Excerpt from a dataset
_ _ _ _
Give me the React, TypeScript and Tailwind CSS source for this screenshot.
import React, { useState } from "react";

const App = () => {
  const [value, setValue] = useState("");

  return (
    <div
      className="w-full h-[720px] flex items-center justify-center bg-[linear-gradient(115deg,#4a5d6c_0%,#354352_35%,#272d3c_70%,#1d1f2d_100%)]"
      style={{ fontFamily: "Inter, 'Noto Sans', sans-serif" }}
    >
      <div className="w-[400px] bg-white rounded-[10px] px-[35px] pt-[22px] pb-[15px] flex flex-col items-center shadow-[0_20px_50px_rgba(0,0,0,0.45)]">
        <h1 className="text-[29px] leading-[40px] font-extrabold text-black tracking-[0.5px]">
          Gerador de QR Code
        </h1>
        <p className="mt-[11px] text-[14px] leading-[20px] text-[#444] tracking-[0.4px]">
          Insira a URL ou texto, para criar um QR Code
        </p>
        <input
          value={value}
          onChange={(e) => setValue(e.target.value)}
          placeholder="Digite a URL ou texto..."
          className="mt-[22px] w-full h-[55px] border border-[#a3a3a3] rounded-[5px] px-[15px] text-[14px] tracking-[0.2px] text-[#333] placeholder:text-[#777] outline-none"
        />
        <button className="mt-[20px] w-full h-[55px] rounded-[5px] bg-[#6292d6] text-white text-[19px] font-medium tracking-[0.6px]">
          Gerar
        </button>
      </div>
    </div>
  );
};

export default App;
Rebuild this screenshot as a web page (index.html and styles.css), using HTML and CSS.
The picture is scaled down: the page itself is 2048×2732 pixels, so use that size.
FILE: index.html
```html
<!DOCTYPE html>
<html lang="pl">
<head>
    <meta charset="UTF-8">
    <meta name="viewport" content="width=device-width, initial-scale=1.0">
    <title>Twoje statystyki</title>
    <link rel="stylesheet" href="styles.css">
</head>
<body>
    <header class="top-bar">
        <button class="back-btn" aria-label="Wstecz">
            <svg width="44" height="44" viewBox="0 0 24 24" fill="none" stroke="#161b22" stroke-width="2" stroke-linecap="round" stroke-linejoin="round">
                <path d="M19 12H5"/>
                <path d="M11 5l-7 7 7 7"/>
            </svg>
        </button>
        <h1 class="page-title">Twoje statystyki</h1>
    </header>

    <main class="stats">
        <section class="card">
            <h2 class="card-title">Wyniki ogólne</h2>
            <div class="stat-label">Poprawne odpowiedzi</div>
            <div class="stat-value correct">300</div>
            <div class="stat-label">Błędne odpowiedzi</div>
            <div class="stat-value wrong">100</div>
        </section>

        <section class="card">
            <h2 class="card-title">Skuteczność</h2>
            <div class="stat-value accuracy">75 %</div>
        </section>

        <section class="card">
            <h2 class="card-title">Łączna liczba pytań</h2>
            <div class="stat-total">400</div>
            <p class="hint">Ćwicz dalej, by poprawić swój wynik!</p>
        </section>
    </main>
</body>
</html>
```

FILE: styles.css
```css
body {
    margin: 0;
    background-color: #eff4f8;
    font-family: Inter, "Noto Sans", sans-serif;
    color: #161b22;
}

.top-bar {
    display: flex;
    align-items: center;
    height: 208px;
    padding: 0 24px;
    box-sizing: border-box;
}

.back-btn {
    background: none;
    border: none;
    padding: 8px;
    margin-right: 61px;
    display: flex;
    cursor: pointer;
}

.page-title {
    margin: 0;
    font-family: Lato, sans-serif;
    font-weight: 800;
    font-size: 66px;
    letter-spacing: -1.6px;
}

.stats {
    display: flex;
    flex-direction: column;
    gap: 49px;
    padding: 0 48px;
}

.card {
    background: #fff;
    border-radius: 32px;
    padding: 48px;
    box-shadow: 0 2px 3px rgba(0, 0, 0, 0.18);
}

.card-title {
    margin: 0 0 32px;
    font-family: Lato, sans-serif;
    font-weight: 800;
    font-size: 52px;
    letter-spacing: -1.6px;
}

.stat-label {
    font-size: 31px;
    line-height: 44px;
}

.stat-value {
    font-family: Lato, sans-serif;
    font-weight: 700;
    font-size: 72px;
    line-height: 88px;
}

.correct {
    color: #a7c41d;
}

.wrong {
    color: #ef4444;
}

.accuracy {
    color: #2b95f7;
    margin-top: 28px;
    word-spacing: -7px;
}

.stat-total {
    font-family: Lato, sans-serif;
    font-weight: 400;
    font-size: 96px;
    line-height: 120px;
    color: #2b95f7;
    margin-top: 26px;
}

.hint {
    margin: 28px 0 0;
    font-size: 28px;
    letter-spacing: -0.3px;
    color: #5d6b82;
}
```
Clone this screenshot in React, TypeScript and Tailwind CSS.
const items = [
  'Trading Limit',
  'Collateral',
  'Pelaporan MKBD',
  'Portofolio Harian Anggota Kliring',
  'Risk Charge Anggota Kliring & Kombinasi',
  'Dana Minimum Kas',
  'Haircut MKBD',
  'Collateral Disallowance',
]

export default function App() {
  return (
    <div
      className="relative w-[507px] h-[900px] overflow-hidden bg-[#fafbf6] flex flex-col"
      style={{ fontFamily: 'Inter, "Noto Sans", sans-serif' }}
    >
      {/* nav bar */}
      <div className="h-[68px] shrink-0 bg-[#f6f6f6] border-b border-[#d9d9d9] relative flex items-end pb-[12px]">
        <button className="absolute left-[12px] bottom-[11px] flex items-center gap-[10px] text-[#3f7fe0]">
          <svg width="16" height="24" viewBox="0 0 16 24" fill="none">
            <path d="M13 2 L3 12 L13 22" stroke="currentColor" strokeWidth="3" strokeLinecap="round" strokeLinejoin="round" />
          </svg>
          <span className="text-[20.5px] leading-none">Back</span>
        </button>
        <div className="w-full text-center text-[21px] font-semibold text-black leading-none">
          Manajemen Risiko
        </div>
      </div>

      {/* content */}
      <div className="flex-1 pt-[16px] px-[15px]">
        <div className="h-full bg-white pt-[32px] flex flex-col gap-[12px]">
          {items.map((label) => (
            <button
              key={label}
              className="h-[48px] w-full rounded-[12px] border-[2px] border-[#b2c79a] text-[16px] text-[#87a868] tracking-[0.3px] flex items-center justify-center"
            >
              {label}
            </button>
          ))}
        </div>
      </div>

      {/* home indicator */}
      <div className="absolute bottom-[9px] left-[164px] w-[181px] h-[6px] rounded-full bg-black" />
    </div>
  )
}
_ _ _ _
Task requirements: Copy out every line from the material above in which the word "styles" appears.

Exercise answer:
Rebuild this screenshot as a web page (index.html and styles.css), using HTML and CSS.
    <link rel="stylesheet" href="styles.css">
FILE: styles.css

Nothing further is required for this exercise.